Am Endes ihres tränenreichen Interviews gab Michelle zu verstehen, dass der Mörder ihres Vaters kein Fremder war, sondern ein entfernter Verwandter. Doch das, sagte sie, wird sie nicht von ihrem Bemühen abhalten, das Pantaron-Gebirge zu verteidigen. Ihre Worte sprechen die entschlossene Sprache der Lumad, „der Kampf wird weitergehen. Die Verteidigung des Pantaron-Gebirges ist die Verteidigung unseres Lebens — ein Verlust würde den Verlust unseres Lebens bedeuten.”

Warum sehe ich mich dazu veranlasst, ihre Geschichte zu teilen?

Weil ich weiß, dass die Bemühungen um den Umweltschutz ohne die Lumad niemals gelingen werden. Das Gebiets- und Selbstbestimmungsrecht der indigenen Bevölkerung steht in enger Verbindung zum Erhalt unserer ökologischen Grenzen, die helfen, die Auswirkungen der Klimaveränderung abzuschwächen. Sie kämpfen um die Gebiete ihrer Vorfahren – und unser Überleben. Sie kämpfen um ihr Leben – und unser Dasein. Was sie verlieren, verlieren wir alle. Was sie pflegen, kommt uns allen zugute.

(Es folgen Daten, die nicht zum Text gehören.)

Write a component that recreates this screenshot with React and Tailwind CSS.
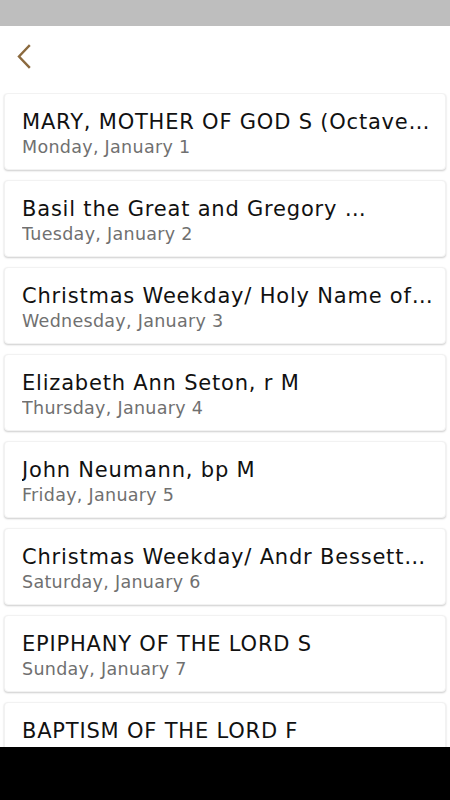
const days = [
  { title: 'MARY, MOTHER OF GOD S (Octave…', date: 'Monday, January 1' },
  { title: 'Basil the Great and Gregory …', date: 'Tuesday, January 2' },
  { title: 'Christmas Weekday/ Holy Name of…', date: 'Wednesday, January 3' },
  { title: 'Elizabeth Ann Seton, r M', date: 'Thursday, January 4' },
  { title: 'John Neumann, bp M', date: 'Friday, January 5' },
  { title: 'Christmas Weekday/ Andr Bessett…', date: 'Saturday, January 6' },
  { title: 'EPIPHANY OF THE LORD S', date: 'Sunday, January 7' },
  { title: 'BAPTISM OF THE LORD F', date: 'Monday, January 8' },
];

export default function App() {
  return (
    <div
      className="h-[800px] w-[450px] flex flex-col bg-white overflow-hidden"
      style={{ fontFamily: '"DejaVu Sans", sans-serif' }}
    >
      <div className="h-[26px] shrink-0 bg-[#bebebe]" />

      <div className="h-[67px] shrink-0 pl-[16px] pt-[18px]">
        <svg width="16" height="25" viewBox="0 0 16 25" fill="none">
          <path d="M13 2 L3 12.5 L13 23" stroke="#8b6a3f" strokeWidth="2.4" strokeLinecap="square" />
        </svg>
      </div>

      <div className="flex-1 overflow-hidden px-[4px] flex flex-col gap-[10px]">
        {days.map((d) => (
          <div
            key={d.date}
            className="shrink-0 h-[77px] rounded-[4px] bg-white border border-[#f2f2f2] shadow-[0_1px_2px_rgba(0,0,0,0.2)] pl-[17px] pr-[10px] pt-[13px]"
          >
            <div className="text-[21px] leading-[30px] tracking-[0.8px] text-[#111] whitespace-nowrap overflow-hidden">{d.title}</div>
            <div className="text-[17.5px] leading-[20px] tracking-[0.3px] text-[#707070] truncate">{d.date}</div>
          </div>
        ))}
      </div>

      <div className="h-[53px] shrink-0 bg-black" />
    </div>
  );
}
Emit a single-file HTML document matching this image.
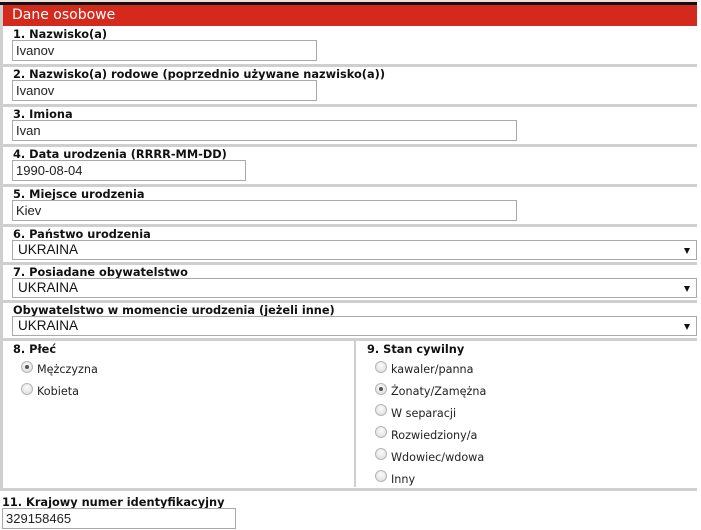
<!DOCTYPE html>
<html><head><meta charset="utf-8"><style>
*{margin:0;padding:0;box-sizing:border-box}
body{width:701px;height:530px;background:#fff;position:relative;overflow:hidden;font-family:"DejaVu Sans",Verdana,sans-serif}
.a{position:absolute}
.lb{position:absolute;font-size:11.35px;font-weight:bold;color:#111;left:13px;white-space:nowrap}
.in{position:absolute;border:1px solid #a9a9a9;background:#fff;font-family:"Liberation Sans",Arial,sans-serif;font-size:13px;color:#222;padding:1px 0 0 3px;height:21px;line-height:17px}
.sel{position:absolute;left:12px;width:685px;height:20px;border:1px solid #a9a9a9;font-family:"Liberation Sans",Arial,sans-serif;font-size:13.5px;color:#111;padding:0 0 0 5px;line-height:18px}
.sel:after{content:"";position:absolute;right:6px;top:7px;border-left:3.5px solid transparent;border-right:3.5px solid transparent;border-top:6px solid #111}
.sep{position:absolute;left:3px;width:694px;height:3px;background:#cfcfcf}
.r{position:absolute;width:12px;height:12px;border-radius:50%;border:1px solid #b5b5b5;background:radial-gradient(circle at 50% 35%,#fafafa,#dcdcdc)}
.r.on:after{content:"";position:absolute;left:3px;top:3px;width:4px;height:4px;border-radius:50%;background:#555}
.t{position:absolute;font-size:11.2px;color:#222;white-space:nowrap}
</style></head><body>
<div class="a" style="left:0;top:0;width:697px;height:2px;background:#f3dede"></div>
<div class="a" style="left:0;top:2px;width:697px;height:3px;background:#111"></div>
<div class="a" style="left:0;top:5px;width:3px;height:484px;background:#cfcfcf"></div>
<div class="a" style="left:3px;top:5px;width:694px;height:21px;background:#d42a1e;color:#fff;font-size:14px;padding-left:9px;line-height:21px">Dane osobowe</div>

<div class="lb" style="top:27px">1. Nazwisko(a)</div>
<div class="in" style="left:12px;top:40px;width:305px">Ivanov</div>
<div class="sep" style="top:64px"></div>
<div class="lb" style="top:67px">2. Nazwisko(a) rodowe (poprzednio używane nazwisko(a))</div>
<div class="in" style="left:12px;top:80px;width:305px">Ivanov</div>
<div class="sep" style="top:104px"></div>
<div class="lb" style="top:107px">3. Imiona</div>
<div class="in" style="left:12px;top:120px;width:505px">Ivan</div>
<div class="sep" style="top:144px"></div>
<div class="lb" style="top:147px">4. Data urodzenia (RRRR-MM-DD)</div>
<div class="in" style="left:12px;top:160px;width:234px">1990-08-04</div>
<div class="sep" style="top:184px"></div>
<div class="lb" style="top:187px">5. Miejsce urodzenia</div>
<div class="in" style="left:12px;top:200px;width:505px">Kiev</div>
<div class="sep" style="top:224px"></div>
<div class="lb" style="top:227px">6. Państwo urodzenia</div>
<div class="sel" style="top:240px">UKRAINA</div>
<div class="sep" style="top:262px"></div>
<div class="lb" style="top:265px">7. Posiadane obywatelstwo</div>
<div class="sel" style="top:278px">UKRAINA</div>
<div class="sep" style="top:300px"></div>
<div class="lb" style="top:303px">Obywatelstwo w momencie urodzenia (jeżeli inne)</div>
<div class="sel" style="top:316px">UKRAINA</div>
<div class="sep" style="top:338px"></div>

<div class="lb" style="top:342px">8. Płeć</div>
<div class="r on" style="left:21px;top:361px"></div><div class="t" style="left:37px;top:363px">Mężczyzna</div>
<div class="r" style="left:21px;top:383px"></div><div class="t" style="left:37px;top:385px">Kobieta</div>
<div class="a" style="left:354px;top:341px;width:2px;height:146px;background:#cfcfcf"></div>
<div class="lb" style="left:367px;top:342px">9. Stan cywilny</div>
<div class="r" style="left:375px;top:361px"></div><div class="t" style="left:391px;top:363px">kawaler/panna</div>
<div class="r on" style="left:375px;top:383px"></div><div class="t" style="left:391px;top:385px">Żonaty/Zamężna</div>
<div class="r" style="left:375px;top:404px"></div><div class="t" style="left:391px;top:407px">W separacji</div>
<div class="r" style="left:375px;top:426px"></div><div class="t" style="left:391px;top:429px">Rozwiedziony/a</div>
<div class="r" style="left:375px;top:448px"></div><div class="t" style="left:391px;top:451px">Wdowiec/wdowa</div>
<div class="r" style="left:375px;top:470px"></div><div class="t" style="left:391px;top:473px">Inny</div>
<div class="a" style="left:0;top:488px;width:697px;height:3px;background:#cfcfcf"></div>

<div class="lb" style="left:2px;top:495px">11. Krajowy numer identyfikacyjny</div>
<div class="in" style="left:2px;top:508px;width:234px">329158465</div>
</body></html>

Aufgrund der Schaffung eines straffreien Raums fungieren die Lumad nun als Zielscheibe. Sie werden brutal getötet, nur weil sie tausende von Hektar unserer Wälder vor der Ausbeutung durch einige der weltgrößten Minenunternehmen verteidigen: BHP Biliton, Nickel Asia-Sumitomo, Anglo-American, Toronto Ventures, Inc., Red 5 Limited, Rio Tinto, Benguet Mining Corp und Oceana Gold.

(c) Loi Manalansan

(c) Loi Manalansan

 

Die Bevölkerung schlägt zurück

Die Tötung der Lumad in den Philippinen ist nicht hinzunehmen! Mindanao befindet sich in einem Zustand der Straflosigkeit. Der Landesverband der philippinischen Kirchen und die katholischen Bischöfe der Philippinen haben den Lumad ihre volle Unterstützung zugesagt. Lasst uns zusammen stehen, um die Straflosigkeit zu beenden und Gerechtigkeit zu verlangen!

Am 26. Oktober 2015 werden hunderte Menschen aus der indigenen Bevölkerung zur philippinischen Hauptstadt Manila marschieren um Gerechtigkeit zu verlangen. Für alle, die nicht in Manila sind, haben wir einen Twitterstorm von 11 – 21 Uhr UTC +8 organisiert, damit auch Ihr die Forderungen der Lumad unterstützen könnt. Lasst uns über Twitter @noynoyaquino unsere Forderung überbringen: #StopLumadKillings!

Das globale Wirtschaftssystem, das Profit über Menschenleben stellt, führt zu Gewalt, Raub und Aggression. Der Kampf der Lumad auf den Philippinen ähnelt den Kämpfen der verschiedensten indigenen Gemeinschaften an vielen Orten der Welt. Die selben Unternehmensinteressen, die für die Ungerechtigkeit gegen jenen Gemeinden, die ihr Land und ihre Herkunft verteidigen, verantwortlich zu machen sind, sind auch für unsere in eine globale Klimakrise rutschende Welt ein zerstörerisches Gift.

Die Volksstämme im Amazonas-Gebiet von Brasilien sehen sich Bedrohungen ausgesetzt, weil sie sich den Fracking-Unternehmen entgegenstellen. Ähnlich geht es der indigenen Bevölkerung Ecuadors in ihrem Aufstand gegen die Ölfirmen. Auch in Peru gab es letztes Jahr Morddrohungen, als ein Stammesältester den Abholzungs-Firmen entgegentrat. In Indonesien wurden Ureinwohner getötet, weil sie gegen die Entwaldung protestierten. Diese Existenzkämpfe finden grenzüberschreitend statt und geschehen weltweit – aber die Menschen stehen auf und setzen sich gemeinsam für Land, Leben und Gerechtigkeit ein!